====== Exercise materials ======
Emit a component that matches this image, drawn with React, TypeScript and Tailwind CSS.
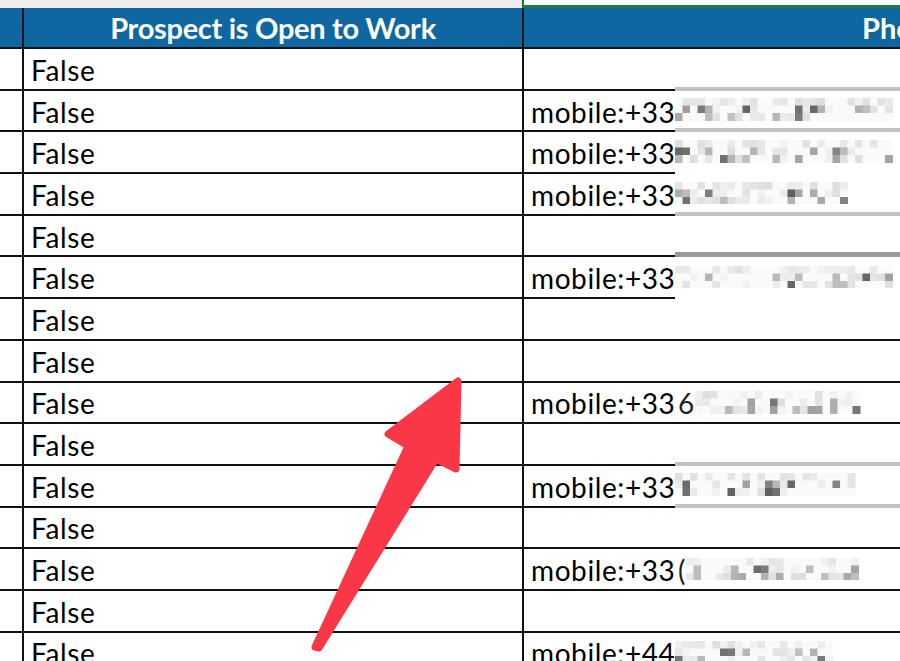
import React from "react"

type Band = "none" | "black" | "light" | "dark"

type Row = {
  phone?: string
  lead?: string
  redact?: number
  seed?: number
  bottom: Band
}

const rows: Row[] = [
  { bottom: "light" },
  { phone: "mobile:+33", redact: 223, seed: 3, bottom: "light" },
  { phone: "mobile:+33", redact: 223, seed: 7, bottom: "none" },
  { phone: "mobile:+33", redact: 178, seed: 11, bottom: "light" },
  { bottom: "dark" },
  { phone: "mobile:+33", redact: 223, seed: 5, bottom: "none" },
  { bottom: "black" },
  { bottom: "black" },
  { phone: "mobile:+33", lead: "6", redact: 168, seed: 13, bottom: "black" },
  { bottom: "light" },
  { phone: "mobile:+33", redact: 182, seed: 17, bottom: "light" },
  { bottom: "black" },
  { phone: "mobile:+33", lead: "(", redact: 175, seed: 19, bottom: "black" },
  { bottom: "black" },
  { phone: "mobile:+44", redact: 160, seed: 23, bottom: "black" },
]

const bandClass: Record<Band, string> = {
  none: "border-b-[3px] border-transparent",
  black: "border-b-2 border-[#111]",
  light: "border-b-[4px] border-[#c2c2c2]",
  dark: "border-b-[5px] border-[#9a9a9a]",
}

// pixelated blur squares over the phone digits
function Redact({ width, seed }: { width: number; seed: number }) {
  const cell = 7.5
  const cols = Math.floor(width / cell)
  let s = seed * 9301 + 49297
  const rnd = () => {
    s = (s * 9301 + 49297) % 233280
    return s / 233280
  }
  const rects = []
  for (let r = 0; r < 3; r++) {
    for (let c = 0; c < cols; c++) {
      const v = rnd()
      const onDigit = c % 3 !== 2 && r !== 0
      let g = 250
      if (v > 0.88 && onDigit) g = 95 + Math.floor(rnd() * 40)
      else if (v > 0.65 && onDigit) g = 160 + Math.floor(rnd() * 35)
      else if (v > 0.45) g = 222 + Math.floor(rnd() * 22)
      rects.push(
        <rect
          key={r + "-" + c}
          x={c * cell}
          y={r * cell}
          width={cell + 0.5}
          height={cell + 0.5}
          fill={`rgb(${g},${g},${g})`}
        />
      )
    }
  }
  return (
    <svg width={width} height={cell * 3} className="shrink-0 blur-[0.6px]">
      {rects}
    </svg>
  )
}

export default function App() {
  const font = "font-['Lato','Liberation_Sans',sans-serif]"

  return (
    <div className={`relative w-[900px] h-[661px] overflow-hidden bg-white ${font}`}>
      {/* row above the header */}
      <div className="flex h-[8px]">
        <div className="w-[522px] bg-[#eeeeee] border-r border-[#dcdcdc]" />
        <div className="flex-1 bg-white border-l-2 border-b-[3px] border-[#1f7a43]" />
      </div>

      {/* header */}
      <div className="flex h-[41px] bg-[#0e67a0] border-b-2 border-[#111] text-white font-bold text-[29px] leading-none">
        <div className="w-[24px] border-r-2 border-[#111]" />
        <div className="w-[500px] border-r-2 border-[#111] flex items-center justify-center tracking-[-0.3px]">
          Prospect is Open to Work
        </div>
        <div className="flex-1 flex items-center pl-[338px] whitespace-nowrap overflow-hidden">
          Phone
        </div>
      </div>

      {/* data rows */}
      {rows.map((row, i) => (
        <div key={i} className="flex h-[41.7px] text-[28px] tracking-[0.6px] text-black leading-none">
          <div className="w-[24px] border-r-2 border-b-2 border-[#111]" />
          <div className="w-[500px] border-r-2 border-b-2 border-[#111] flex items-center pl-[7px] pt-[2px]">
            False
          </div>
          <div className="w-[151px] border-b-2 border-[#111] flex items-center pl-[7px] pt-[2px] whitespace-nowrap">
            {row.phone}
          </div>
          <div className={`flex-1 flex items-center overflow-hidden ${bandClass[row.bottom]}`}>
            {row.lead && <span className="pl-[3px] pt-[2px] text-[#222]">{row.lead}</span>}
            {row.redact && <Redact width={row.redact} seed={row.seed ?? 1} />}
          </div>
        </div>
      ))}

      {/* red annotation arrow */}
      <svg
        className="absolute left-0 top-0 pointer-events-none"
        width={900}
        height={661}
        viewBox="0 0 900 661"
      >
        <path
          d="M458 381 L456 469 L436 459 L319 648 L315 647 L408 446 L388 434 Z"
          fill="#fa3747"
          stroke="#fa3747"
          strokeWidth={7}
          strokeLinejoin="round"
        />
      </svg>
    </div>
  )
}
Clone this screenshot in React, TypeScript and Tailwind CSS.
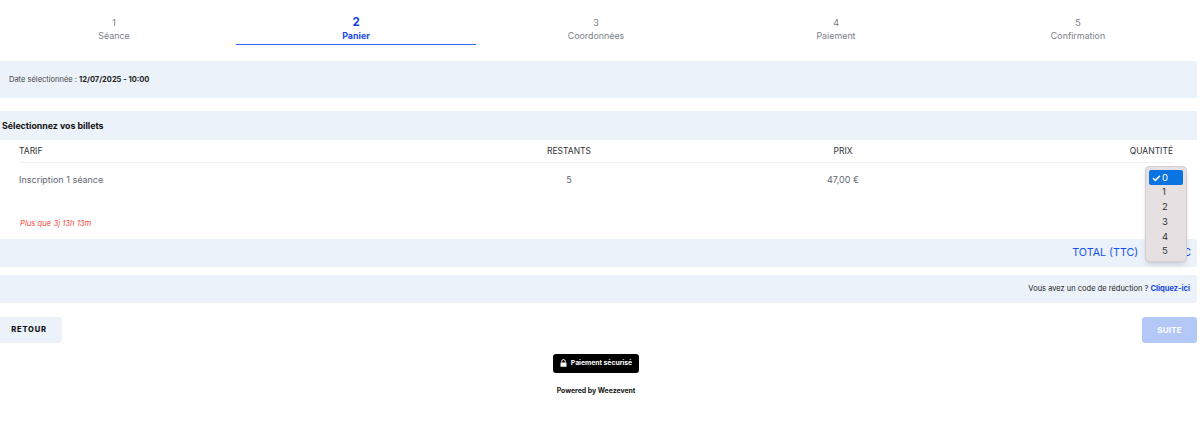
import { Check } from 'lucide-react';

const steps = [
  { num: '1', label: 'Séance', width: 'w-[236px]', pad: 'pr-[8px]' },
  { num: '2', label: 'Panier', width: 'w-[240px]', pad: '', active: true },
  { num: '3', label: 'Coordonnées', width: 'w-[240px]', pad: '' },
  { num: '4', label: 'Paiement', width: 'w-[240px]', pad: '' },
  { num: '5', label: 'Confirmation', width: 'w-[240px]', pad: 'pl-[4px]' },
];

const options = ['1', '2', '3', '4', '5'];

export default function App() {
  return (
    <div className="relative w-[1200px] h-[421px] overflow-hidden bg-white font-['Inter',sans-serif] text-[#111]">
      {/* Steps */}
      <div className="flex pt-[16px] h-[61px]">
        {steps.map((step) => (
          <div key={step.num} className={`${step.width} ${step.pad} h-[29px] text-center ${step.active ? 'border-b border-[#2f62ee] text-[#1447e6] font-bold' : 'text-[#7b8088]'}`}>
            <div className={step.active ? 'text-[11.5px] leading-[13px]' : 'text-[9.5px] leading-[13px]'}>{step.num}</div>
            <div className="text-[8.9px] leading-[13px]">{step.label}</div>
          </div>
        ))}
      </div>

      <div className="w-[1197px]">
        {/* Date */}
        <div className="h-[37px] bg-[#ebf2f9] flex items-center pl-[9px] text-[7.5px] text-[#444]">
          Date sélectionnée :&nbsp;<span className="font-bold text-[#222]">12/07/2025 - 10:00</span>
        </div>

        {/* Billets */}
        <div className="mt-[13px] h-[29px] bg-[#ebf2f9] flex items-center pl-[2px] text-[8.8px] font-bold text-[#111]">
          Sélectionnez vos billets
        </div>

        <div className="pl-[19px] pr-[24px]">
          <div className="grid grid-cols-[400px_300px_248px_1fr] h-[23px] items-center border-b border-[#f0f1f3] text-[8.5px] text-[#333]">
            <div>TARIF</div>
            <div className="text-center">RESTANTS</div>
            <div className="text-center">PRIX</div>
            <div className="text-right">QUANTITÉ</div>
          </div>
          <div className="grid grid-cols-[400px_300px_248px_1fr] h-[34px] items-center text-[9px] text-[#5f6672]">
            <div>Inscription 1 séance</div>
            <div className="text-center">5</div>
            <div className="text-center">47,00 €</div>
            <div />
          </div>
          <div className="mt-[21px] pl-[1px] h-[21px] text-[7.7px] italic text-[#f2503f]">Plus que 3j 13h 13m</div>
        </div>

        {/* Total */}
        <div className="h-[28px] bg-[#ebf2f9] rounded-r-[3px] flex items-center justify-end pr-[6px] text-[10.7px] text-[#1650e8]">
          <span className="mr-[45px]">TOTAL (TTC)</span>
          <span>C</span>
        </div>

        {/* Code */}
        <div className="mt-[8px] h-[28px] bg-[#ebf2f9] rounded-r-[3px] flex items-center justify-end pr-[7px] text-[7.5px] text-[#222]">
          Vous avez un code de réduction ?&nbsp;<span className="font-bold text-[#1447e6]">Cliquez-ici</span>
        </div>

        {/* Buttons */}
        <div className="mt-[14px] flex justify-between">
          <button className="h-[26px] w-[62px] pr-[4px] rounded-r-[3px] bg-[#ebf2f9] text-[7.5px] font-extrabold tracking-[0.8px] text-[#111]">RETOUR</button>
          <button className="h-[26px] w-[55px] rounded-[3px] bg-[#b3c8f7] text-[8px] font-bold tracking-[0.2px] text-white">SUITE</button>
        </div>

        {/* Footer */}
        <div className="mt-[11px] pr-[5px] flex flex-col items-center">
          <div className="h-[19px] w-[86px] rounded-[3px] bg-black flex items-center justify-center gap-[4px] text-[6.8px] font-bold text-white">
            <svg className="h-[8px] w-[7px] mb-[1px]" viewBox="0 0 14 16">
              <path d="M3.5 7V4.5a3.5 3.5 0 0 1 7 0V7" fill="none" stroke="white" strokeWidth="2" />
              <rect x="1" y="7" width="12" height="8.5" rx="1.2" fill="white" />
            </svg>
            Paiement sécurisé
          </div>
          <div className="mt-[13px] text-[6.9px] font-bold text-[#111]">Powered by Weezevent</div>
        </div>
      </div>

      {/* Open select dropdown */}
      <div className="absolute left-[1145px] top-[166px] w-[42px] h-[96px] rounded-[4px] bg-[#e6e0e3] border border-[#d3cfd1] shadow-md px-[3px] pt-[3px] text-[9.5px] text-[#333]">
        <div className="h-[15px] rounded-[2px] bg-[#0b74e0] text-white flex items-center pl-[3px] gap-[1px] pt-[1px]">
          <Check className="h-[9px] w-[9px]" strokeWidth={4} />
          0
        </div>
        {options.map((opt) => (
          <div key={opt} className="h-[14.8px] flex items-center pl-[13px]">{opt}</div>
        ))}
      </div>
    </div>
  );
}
======
Task to complete » State how many lines in the records above contain the word "Tailwind", giving only the number.

Task response » 2